Attributing free-will, to man also creates doubt. The Papists always have to wonder "have I done enough?" The decision theology devotees must always ask the question, "Do I believe enough or Do I really truly believe?" The apostle John wrote, "These are written that you may believe that Jesus is the Christ, the Son of God, and that by believing you may have life in his name"(Jn 20:31). The faith which John speaks of here is not a faith which comes from man. It is not a faith that entertains doubt. It is the faith that is "sure of what it hopes for and certain of what it does not see" (He 11:1).

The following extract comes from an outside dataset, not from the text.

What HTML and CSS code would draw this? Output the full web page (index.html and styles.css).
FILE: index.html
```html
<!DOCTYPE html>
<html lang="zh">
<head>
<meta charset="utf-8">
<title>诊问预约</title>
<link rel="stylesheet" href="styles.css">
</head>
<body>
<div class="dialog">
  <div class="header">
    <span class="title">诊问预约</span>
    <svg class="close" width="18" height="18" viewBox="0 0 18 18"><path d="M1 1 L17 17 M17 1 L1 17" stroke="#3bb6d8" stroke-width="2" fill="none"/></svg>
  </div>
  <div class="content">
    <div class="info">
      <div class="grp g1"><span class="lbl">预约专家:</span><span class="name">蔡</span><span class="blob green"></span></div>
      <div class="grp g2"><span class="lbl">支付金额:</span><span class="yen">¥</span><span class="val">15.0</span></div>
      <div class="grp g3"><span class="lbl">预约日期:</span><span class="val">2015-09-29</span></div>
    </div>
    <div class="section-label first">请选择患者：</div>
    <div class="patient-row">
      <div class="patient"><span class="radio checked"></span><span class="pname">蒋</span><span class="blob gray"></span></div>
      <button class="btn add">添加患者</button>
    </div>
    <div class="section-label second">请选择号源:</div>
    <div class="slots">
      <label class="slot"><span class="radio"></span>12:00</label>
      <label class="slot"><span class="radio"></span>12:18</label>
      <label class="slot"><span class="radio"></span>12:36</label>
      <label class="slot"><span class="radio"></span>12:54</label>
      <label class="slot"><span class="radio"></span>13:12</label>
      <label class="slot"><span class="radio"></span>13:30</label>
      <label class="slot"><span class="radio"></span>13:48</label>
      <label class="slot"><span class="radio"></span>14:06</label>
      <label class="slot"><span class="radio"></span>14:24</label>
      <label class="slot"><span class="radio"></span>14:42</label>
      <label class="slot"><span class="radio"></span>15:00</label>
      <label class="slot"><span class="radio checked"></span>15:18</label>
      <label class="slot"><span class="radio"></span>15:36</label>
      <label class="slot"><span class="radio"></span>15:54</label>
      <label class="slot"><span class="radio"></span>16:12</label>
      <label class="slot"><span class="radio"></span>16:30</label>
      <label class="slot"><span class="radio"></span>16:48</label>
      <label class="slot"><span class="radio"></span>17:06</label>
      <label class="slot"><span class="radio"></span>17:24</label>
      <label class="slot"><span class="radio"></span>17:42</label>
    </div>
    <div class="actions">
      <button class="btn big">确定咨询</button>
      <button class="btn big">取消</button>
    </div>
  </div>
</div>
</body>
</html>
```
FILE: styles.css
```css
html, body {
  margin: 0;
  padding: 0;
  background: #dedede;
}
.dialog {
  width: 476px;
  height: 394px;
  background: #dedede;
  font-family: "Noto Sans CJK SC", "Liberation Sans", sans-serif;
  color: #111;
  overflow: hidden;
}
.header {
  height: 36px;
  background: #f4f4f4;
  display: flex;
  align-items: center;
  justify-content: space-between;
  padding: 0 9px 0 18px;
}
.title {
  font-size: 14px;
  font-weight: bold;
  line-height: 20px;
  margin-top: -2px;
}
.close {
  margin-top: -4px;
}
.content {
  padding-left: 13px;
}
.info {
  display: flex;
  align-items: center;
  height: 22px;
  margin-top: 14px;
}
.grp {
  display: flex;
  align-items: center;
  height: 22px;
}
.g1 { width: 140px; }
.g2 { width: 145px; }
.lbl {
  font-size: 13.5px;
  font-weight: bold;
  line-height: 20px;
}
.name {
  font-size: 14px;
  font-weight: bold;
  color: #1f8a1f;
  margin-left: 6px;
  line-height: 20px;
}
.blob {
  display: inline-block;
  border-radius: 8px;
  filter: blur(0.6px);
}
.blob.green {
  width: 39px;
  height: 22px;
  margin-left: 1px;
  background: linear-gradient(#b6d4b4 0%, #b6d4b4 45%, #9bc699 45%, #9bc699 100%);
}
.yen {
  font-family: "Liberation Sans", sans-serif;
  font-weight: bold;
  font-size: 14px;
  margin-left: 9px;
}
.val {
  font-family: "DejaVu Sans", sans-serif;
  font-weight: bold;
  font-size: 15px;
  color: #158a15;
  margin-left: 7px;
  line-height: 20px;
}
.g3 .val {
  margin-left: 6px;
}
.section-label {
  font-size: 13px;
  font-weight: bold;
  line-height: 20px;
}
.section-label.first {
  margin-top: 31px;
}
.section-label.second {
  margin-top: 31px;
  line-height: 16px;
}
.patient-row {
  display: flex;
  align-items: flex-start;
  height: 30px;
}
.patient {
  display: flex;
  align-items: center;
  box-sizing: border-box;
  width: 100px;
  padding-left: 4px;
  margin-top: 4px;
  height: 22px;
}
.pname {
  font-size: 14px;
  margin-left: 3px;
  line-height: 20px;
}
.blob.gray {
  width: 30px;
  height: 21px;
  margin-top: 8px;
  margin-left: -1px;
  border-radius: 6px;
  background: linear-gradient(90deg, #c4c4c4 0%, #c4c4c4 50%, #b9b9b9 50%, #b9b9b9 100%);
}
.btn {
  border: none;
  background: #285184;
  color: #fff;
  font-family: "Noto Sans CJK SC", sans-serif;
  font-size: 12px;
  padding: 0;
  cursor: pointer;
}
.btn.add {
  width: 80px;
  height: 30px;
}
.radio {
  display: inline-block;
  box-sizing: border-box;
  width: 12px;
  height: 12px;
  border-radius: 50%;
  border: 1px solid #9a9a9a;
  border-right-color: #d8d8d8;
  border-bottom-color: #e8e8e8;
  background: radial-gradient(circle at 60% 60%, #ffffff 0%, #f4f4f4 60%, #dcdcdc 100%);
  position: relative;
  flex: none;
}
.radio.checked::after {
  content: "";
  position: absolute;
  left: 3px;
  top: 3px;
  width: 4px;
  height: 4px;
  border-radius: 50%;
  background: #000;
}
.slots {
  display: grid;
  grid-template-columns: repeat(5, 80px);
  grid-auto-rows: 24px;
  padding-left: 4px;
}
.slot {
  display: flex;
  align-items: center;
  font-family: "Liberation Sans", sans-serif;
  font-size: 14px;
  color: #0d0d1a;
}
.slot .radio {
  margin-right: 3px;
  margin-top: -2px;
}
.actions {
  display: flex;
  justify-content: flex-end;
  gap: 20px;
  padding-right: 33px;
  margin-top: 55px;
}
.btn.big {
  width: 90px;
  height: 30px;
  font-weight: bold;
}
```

This kind of faith can only come when God is in total control

Attributing free-will to man is also the ultimate in blasphemy because it elevates man to a status of being equal with God. Luther rightly pointed out that one can only assign free-will to God himself. Finally attributing free-will to man nullifies the need for grace at all. If man can choose good of his own will, then grace is not necessary and Christ’s sacrifice for sin, his suffering and shedding of his precious blood, is useless.

Luther finally demonstrates that one can only come to this conclusion by confusing Law and Gospel. Improper use of the means of grace is not the way to call the sinner to repentance and faith in our Savior. One should constantly strive towards properly applying the Law and the Gospel, rather than confusing them to promote a doctrine that is more palatable to man’s reason. Luther understood the dangers of those who attribute free-will to man. May that always be said of us.

Bente, F. Concordia Triglot. St. Louis, MO. Concordia Publishing House, 1921.

Packer, J.I., M.A,. D.Phil & Johnston, O.R. M.A., Martin Luther on The Bondage Of The Will. Westwood, NJ. Fleming H. Revell Company. 1957.

Thompson, Frank Charles, D.D., Ph.D. The Thompson Chain-Reference Bible. New International Version. Indianapolis, IN. B.B. Kirkbridge Bible Co., Inc. 1990.